#### Material provided
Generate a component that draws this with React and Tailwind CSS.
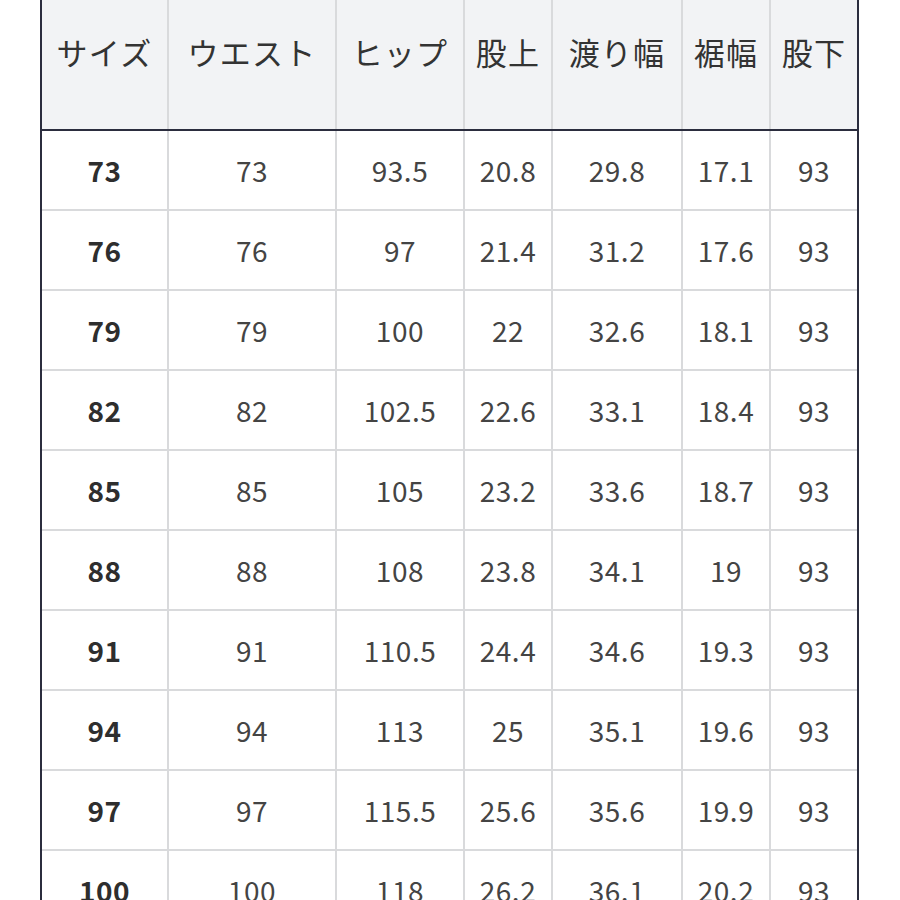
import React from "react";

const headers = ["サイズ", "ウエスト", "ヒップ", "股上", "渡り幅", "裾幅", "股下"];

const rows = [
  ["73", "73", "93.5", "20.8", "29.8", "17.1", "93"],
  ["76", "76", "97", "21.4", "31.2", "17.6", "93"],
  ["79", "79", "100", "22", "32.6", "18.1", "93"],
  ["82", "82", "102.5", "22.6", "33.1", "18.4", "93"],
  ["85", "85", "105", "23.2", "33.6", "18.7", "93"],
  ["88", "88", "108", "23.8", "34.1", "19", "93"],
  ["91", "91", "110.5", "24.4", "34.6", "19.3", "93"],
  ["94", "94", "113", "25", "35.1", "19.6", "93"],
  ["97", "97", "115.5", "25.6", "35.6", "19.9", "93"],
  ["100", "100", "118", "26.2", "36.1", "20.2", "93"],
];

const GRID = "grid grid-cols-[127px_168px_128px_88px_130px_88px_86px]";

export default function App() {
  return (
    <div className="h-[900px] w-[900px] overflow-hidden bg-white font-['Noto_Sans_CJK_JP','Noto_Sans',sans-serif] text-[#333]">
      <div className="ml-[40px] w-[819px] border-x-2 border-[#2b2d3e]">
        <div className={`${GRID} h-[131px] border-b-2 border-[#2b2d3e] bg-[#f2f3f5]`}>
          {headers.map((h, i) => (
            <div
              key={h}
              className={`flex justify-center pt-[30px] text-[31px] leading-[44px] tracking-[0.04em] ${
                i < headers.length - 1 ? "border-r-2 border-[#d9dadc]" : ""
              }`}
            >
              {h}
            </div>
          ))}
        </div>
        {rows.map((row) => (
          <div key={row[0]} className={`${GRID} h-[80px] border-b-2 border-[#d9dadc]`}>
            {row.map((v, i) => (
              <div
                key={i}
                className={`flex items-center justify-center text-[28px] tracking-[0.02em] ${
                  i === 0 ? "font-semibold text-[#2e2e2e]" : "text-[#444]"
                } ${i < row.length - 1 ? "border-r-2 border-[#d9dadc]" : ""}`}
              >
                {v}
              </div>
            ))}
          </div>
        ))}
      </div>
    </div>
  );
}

==

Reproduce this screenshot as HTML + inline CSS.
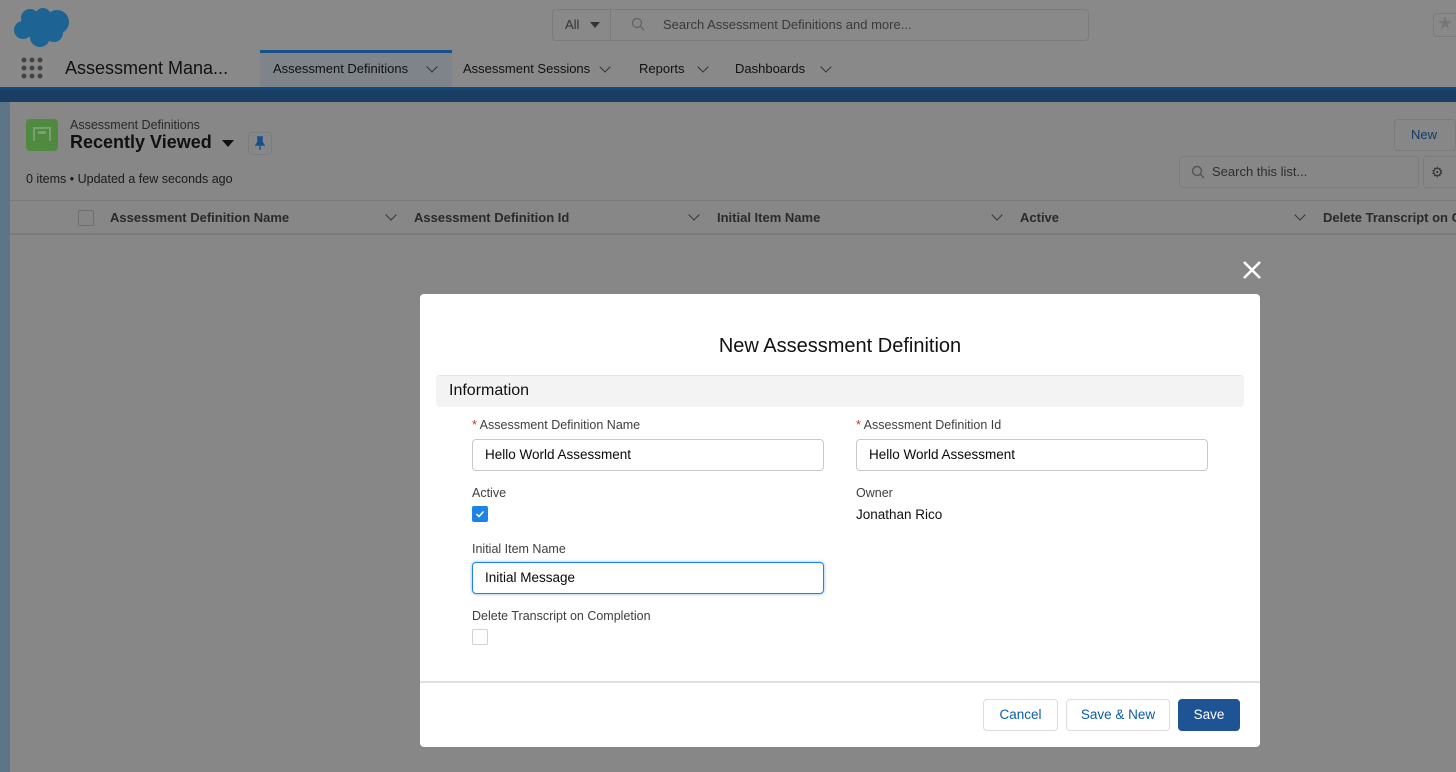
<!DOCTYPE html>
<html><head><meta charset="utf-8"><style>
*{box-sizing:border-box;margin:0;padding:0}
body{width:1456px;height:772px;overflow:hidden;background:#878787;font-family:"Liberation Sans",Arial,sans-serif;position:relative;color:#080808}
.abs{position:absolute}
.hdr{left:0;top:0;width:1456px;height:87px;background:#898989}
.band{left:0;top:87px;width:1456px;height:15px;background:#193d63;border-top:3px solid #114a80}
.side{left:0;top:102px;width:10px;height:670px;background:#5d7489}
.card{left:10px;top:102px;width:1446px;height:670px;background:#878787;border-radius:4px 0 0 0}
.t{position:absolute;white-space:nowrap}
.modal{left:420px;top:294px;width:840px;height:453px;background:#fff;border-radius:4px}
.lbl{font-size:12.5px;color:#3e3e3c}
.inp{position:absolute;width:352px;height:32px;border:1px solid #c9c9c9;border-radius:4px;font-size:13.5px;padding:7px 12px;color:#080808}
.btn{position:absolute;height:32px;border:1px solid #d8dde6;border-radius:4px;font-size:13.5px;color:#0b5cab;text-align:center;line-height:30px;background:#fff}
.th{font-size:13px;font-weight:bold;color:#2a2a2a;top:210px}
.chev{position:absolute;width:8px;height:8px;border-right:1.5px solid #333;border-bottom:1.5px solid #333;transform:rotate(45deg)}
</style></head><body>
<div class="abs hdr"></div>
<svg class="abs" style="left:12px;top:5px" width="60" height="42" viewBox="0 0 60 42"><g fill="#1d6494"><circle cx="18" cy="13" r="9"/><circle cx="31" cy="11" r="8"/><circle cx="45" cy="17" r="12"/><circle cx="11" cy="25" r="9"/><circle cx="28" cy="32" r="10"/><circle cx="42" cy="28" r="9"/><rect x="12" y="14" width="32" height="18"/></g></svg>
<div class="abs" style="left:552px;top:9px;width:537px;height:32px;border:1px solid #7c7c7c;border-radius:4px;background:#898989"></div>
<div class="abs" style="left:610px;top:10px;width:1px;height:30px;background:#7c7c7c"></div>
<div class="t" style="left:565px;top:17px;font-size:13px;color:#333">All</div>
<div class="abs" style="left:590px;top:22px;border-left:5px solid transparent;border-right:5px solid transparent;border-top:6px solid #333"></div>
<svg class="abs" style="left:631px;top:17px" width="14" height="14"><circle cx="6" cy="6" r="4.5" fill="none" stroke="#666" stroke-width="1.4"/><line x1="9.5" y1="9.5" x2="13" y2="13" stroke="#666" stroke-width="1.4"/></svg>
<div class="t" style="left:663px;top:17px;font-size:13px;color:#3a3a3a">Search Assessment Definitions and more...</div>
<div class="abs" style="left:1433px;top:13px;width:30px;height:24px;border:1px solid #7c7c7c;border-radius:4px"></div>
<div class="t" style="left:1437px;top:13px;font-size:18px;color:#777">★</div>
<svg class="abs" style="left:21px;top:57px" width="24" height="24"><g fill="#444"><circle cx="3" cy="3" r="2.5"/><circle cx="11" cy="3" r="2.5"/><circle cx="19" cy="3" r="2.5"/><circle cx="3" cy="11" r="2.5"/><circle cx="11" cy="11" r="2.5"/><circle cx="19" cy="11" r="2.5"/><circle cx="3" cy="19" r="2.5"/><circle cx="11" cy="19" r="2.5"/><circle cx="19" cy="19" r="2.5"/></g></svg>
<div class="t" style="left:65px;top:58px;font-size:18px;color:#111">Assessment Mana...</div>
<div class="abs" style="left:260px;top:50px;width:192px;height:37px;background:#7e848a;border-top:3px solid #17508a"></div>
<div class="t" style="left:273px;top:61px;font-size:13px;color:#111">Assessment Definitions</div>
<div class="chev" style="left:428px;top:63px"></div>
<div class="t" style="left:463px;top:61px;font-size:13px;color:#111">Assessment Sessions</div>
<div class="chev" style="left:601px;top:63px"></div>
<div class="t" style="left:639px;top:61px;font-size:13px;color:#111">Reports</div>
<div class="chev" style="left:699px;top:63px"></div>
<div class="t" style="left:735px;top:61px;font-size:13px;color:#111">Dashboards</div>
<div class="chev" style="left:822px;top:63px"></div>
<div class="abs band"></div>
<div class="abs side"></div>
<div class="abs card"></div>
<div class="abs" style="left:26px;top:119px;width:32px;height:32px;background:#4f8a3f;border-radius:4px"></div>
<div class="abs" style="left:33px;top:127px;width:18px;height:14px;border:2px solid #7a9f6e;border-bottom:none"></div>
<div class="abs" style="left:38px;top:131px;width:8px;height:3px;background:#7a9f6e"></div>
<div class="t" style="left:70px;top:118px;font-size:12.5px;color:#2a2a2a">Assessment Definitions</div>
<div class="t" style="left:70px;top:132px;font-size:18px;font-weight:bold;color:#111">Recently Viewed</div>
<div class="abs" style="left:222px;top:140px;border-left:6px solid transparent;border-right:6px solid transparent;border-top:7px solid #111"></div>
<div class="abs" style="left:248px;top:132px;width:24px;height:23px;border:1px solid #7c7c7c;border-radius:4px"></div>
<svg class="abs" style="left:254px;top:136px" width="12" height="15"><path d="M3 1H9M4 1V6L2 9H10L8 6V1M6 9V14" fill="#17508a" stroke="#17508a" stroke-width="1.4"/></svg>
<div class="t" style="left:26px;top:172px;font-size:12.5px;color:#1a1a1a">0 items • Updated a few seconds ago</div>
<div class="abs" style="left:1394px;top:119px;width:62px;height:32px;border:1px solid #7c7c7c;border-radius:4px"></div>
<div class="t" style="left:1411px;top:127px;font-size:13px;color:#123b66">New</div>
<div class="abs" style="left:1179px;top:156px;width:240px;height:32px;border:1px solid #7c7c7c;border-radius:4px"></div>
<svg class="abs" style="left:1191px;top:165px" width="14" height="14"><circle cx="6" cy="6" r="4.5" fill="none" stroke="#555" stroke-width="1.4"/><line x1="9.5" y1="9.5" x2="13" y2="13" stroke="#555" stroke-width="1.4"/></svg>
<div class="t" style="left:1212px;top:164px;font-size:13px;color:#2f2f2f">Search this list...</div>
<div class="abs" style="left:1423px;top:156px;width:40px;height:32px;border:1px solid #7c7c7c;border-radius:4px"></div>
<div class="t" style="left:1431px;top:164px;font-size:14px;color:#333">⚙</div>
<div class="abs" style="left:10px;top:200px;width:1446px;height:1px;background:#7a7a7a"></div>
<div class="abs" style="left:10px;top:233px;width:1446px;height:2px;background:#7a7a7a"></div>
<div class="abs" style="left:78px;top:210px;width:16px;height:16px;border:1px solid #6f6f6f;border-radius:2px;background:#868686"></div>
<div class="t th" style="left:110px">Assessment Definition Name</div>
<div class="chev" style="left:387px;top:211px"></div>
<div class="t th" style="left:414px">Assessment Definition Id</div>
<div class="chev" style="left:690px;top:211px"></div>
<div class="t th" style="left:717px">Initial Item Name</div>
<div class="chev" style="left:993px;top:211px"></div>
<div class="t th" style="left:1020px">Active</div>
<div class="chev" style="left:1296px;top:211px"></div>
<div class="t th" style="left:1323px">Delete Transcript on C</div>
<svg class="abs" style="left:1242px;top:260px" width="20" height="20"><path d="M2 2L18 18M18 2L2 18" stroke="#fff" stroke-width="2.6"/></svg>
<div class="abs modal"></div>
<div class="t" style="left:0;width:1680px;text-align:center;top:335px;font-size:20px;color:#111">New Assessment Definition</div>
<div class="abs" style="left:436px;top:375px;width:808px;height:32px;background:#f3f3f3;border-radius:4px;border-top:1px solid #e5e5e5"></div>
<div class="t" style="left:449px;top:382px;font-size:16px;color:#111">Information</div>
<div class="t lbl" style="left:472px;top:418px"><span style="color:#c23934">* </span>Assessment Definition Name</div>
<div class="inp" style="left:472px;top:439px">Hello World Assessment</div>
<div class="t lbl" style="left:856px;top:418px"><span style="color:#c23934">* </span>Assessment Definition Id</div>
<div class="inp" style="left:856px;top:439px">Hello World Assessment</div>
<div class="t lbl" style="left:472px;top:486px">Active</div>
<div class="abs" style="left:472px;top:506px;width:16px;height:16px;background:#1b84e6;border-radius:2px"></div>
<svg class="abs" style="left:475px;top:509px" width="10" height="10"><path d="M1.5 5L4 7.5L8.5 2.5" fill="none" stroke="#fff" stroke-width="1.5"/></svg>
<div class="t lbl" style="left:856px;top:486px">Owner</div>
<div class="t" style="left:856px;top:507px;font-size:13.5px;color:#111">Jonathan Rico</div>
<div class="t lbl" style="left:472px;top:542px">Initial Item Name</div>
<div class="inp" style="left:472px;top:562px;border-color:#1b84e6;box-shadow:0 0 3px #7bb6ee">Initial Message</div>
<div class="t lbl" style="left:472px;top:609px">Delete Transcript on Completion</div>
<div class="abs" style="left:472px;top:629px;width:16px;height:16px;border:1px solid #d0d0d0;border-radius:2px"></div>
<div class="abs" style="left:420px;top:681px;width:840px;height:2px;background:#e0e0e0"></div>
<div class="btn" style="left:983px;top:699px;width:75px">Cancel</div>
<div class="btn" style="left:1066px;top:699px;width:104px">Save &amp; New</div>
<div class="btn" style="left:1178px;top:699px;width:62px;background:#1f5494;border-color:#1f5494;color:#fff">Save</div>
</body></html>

#### Task directions
Identify every line above that includes the word "this", and show those lines.

#### Exercise answer
Generate a component that draws this with React and Tailwind CSS.
Reproduce this screenshot as HTML + inline CSS.
<div class="t" style="left:1212px;top:164px;font-size:13px;color:#2f2f2f">Search this list...</div>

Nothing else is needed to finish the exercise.